Dicen que la semana pasada algunos vecinos de la madrileña Plaza de Ramales notaron en el suelo vibraciones extrañas y ruidos sordos que, desde lo más profundo de la tierra, parecían unas veces lamentos y otras, vituperios. A punto estuvieron de desplazarse hasta allí los de 'Cuarto Milenio', con sus cámaras y sus aparatos de grabación de psicofonías, pero fue en vano el intento, pues el jueves por la tarde ya todo había vuelto a la normalidad y solo podían oírse, de nuevos, los pitidos de los cláxones y las exclamaciones de los camareros diciendo "marchando". Yo tengo para mí que todo ese alboroto en el subsuelo venía de los restos de Velázquez, que no acababan de creerse que, delante de sus gloriosas Meninas, se hubiera juntado semejante tropel de nuevos reyezuelos, presidentes y primeros ministros probablemente ajenos a la verdadera importancia del sitio que pisaban y del mensaje de los cuadros.

Me divierte pensar que don Diego, de haber hecho la foto en estos días, quizás hubiera encerrado a todos estos, bien apeguñados, dentro de la pantalla de un laptop, dejándolo estar sobre un escritorio arrinconado, y les hubiera puesto por delante -en lugar de damas, ayos, perros y bufones- un plantel de periodistas, aduladores de partido y especialistas en comunicación política. Lo mejor de todo es que hoy día, delante de Las Meninas, ya no hace falta ninguna otra composición extraña y enigmática: el espíritu de Velázquez sigue tan vivo, por los siglos de los siglos, que hasta se reinventa a sí mismo y sigue retorciendo la realidad para explicarla. Viendo la foto, ya sabemos que el verdadero poder no reside en esa gente pequeña y diversa asfixiada por sus corbatas y acuciada por sus propios escándalos y por las miserias de la política, sino que habita en esas pinturas que inundan la sala oval con su maestría, sus mensajes rotundos y su inmortalidad.

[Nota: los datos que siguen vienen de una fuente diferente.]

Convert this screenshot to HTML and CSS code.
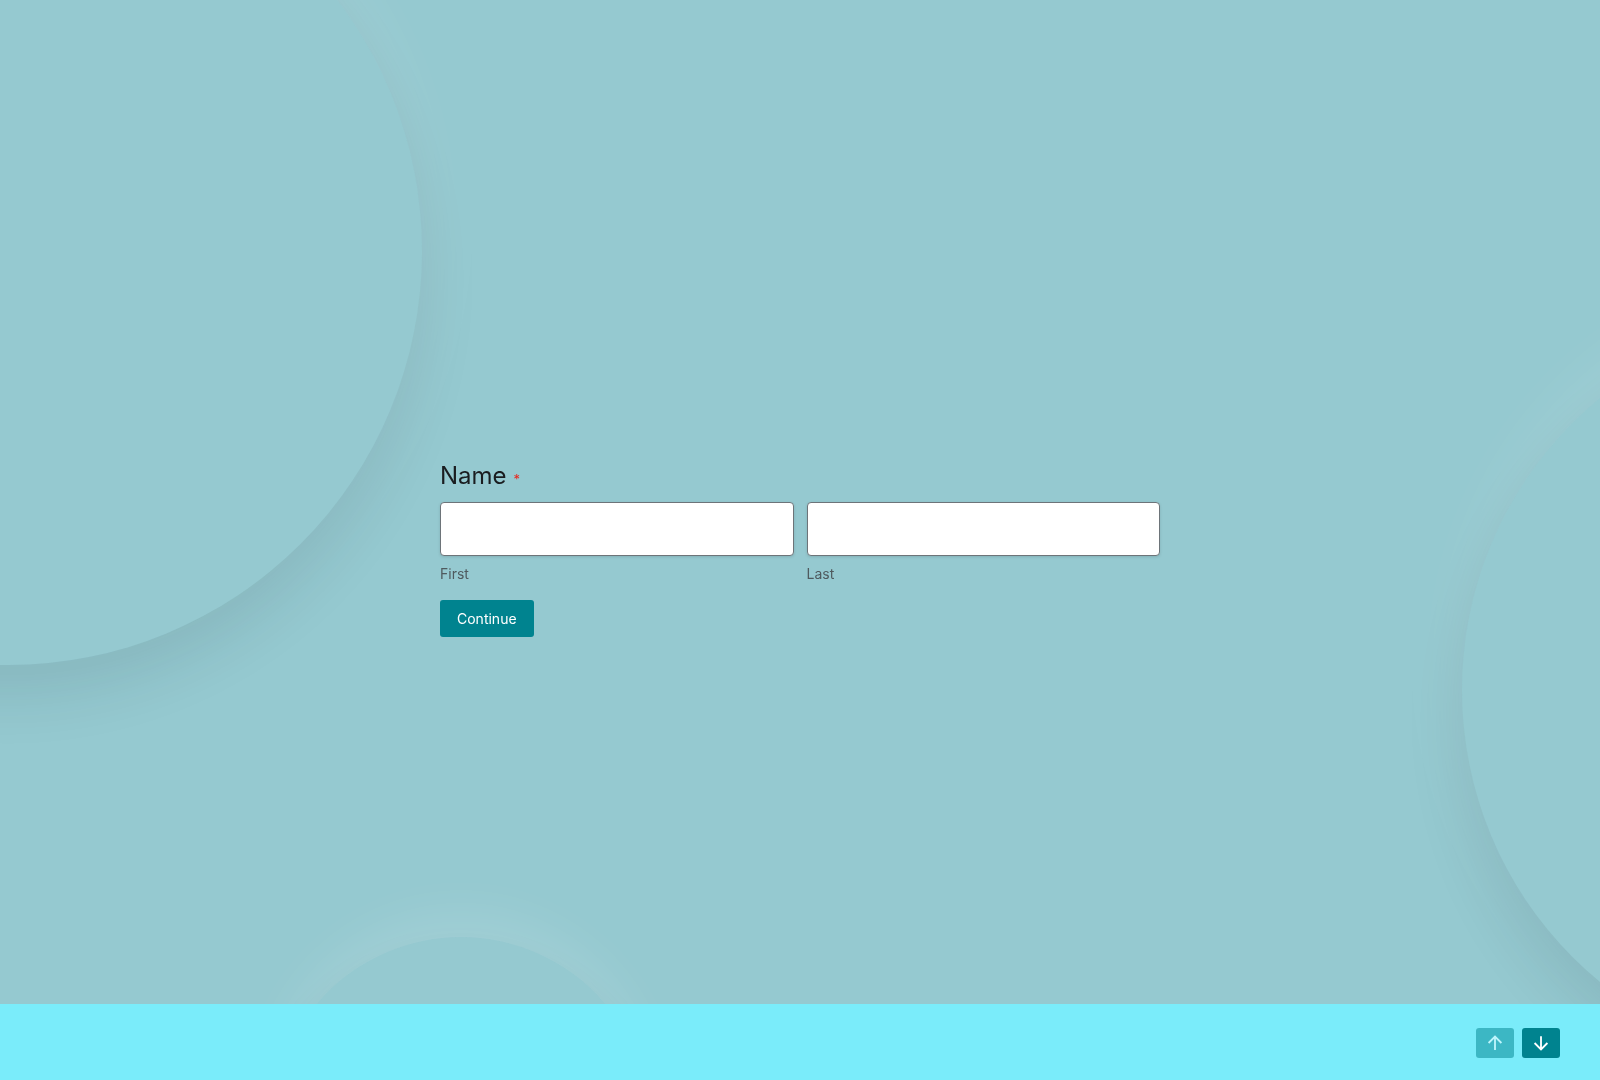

Pensé, al principio, que había cierta banalidad indecente e irreverente en llevarse a toda esta gente de la OTAN hasta el Museo del Prado para darles la mejor foto de su vida. Ahora, sin embargo, creo que este alarde del poderío cultural de España nos ha dado a los historiadores un documento impagable para reflexionar sobre el poder, la política y el arte, para que de nuevo las controversias del pasado nos ayuden a comprender y gobernar el presente. Y, de camino, quiero pensar que algunos de estos líderes y lideresas, se habrán impregnado en algo de las denuncias pacifistas de Goya, de la trascendencia de Murillo, de la sobriedad mística de Zurbarán o de la jocosa libertad de El Bosco. Y, al menos, confío en que, mientras posaban tan ordenaditos haciendo los honores a Las Meninas, hayan mirado de reojo los retratos de Felipe IV y hayan dedicado unos segundos a su propio examen de conciencia.